_Work to be completed_
Repeat each line of the material below exactly as it appears, minus any pictures.

Records with interface code:

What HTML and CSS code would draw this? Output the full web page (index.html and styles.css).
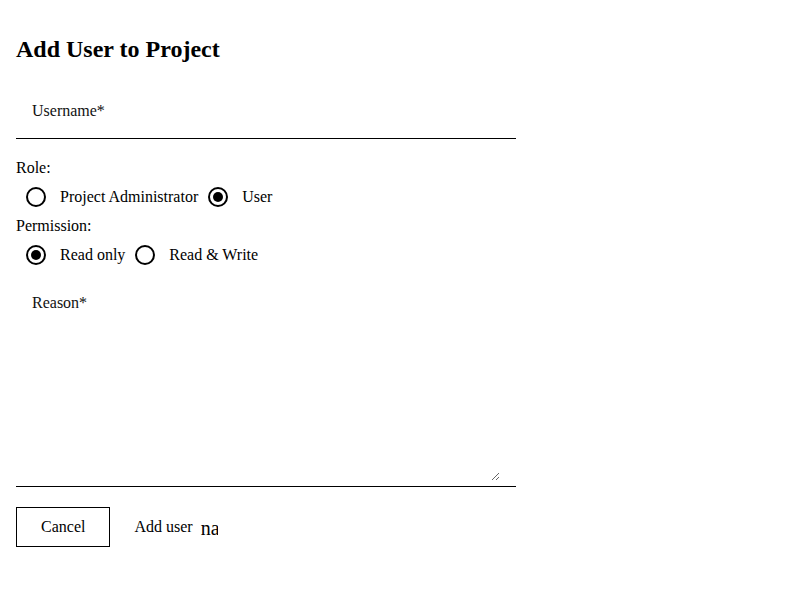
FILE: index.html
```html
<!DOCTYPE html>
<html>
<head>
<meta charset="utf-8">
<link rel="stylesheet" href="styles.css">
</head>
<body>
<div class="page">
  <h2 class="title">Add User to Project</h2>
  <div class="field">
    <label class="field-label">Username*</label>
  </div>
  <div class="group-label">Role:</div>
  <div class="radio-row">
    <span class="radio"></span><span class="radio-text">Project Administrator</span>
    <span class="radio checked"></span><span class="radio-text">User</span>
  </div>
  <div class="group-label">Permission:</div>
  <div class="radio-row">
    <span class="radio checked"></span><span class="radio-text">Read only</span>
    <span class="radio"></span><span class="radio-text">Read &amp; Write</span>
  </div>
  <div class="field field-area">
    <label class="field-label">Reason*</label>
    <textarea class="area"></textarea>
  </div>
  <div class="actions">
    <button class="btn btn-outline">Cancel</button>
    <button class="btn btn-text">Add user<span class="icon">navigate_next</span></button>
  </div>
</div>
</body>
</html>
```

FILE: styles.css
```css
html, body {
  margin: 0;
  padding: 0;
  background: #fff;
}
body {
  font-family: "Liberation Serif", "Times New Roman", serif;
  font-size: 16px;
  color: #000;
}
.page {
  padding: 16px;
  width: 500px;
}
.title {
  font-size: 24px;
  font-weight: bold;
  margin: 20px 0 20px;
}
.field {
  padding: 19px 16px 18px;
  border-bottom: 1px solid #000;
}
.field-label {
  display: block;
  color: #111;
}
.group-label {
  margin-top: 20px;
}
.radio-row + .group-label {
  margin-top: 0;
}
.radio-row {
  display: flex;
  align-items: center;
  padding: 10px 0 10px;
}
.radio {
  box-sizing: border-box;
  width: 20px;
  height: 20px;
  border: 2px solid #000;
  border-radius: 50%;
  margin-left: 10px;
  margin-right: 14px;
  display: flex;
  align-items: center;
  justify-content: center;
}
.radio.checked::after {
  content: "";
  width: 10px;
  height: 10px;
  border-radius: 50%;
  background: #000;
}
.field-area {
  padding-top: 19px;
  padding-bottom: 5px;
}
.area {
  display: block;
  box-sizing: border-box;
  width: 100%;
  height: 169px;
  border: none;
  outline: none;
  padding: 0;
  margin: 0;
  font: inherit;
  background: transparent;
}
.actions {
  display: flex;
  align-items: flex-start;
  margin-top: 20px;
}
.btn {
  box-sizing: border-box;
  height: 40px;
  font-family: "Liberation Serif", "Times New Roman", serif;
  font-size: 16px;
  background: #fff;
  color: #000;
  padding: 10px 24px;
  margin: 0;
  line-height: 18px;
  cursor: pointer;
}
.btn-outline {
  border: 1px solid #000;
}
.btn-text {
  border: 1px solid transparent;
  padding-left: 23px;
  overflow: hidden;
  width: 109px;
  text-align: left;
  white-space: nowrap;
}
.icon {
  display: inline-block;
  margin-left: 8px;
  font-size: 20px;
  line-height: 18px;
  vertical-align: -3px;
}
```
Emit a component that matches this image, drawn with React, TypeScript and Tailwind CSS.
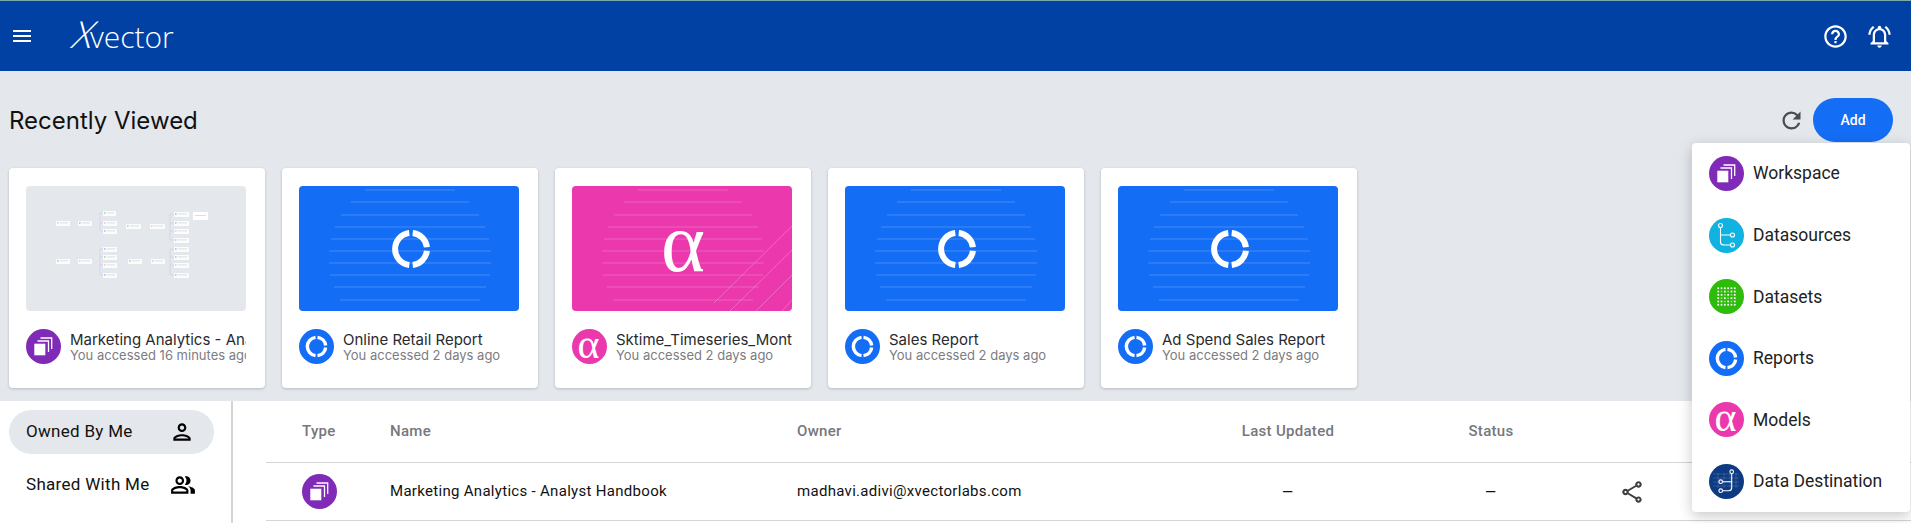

_The solution_
What HTML and CSS code would draw this? Output the full web page (index.html and styles.css).
FILE: index.html
```html
<!DOCTYPE html>
<html>
<head>
<meta charset="utf-8">
<link rel="stylesheet" href="styles.css">
</head>
<body>
<div class="page">
  <h2 class="title">Add User to Project</h2>
  <div class="field">
    <label class="field-label">Username*</label>
  </div>
  <div class="group-label">Role:</div>
  <div class="radio-row">
    <span class="radio"></span><span class="radio-text">Project Administrator</span>
    <span class="radio checked"></span><span class="radio-text">User</span>
  </div>
  <div class="group-label">Permission:</div>
  <div class="radio-row">
    <span class="radio checked"></span><span class="radio-text">Read only</span>
    <span class="radio"></span><span class="radio-text">Read &amp; Write</span>
  </div>
  <div class="field field-area">
    <label class="field-label">Reason*</label>
    <textarea class="area"></textarea>
  </div>
  <div class="actions">
    <button class="btn btn-outline">Cancel</button>
    <button class="btn btn-text">Add user<span class="icon">navigate_next</span></button>
  </div>
</div>
</body>
</html>
```

FILE: styles.css
```css
html, body {
  margin: 0;
  padding: 0;
  background: #fff;
}
body {
  font-family: "Liberation Serif", "Times New Roman", serif;
  font-size: 16px;
  color: #000;
}
.page {
  padding: 16px;
  width: 500px;
}
.title {
  font-size: 24px;
  font-weight: bold;
  margin: 20px 0 20px;
}
.field {
  padding: 19px 16px 18px;
  border-bottom: 1px solid #000;
}
.field-label {
  display: block;
  color: #111;
}
.group-label {
  margin-top: 20px;
}
.radio-row + .group-label {
  margin-top: 0;
}
.radio-row {
  display: flex;
  align-items: center;
  padding: 10px 0 10px;
}
.radio {
  box-sizing: border-box;
  width: 20px;
  height: 20px;
  border: 2px solid #000;
  border-radius: 50%;
  margin-left: 10px;
  margin-right: 14px;
  display: flex;
  align-items: center;
  justify-content: center;
}
.radio.checked::after {
  content: "";
  width: 10px;
  height: 10px;
  border-radius: 50%;
  background: #000;
}
.field-area {
  padding-top: 19px;
  padding-bottom: 5px;
}
.area {
  display: block;
  box-sizing: border-box;
  width: 100%;
  height: 169px;
  border: none;
  outline: none;
  padding: 0;
  margin: 0;
  font: inherit;
  background: transparent;
}
.actions {
  display: flex;
  align-items: flex-start;
  margin-top: 20px;
}
.btn {
  box-sizing: border-box;
  height: 40px;
  font-family: "Liberation Serif", "Times New Roman", serif;
  font-size: 16px;
  background: #fff;
  color: #000;
  padding: 10px 24px;
  margin: 0;
  line-height: 18px;
  cursor: pointer;
}
.btn-outline {
  border: 1px solid #000;
}
.btn-text {
  border: 1px solid transparent;
  padding-left: 23px;
  overflow: hidden;
  width: 109px;
  text-align: left;
  white-space: nowrap;
}
.icon {
  display: inline-block;
  margin-left: 8px;
  font-size: 20px;
  line-height: 18px;
  vertical-align: -3px;
}
```
Emit a component that matches this image, drawn with React, TypeScript and Tailwind CSS.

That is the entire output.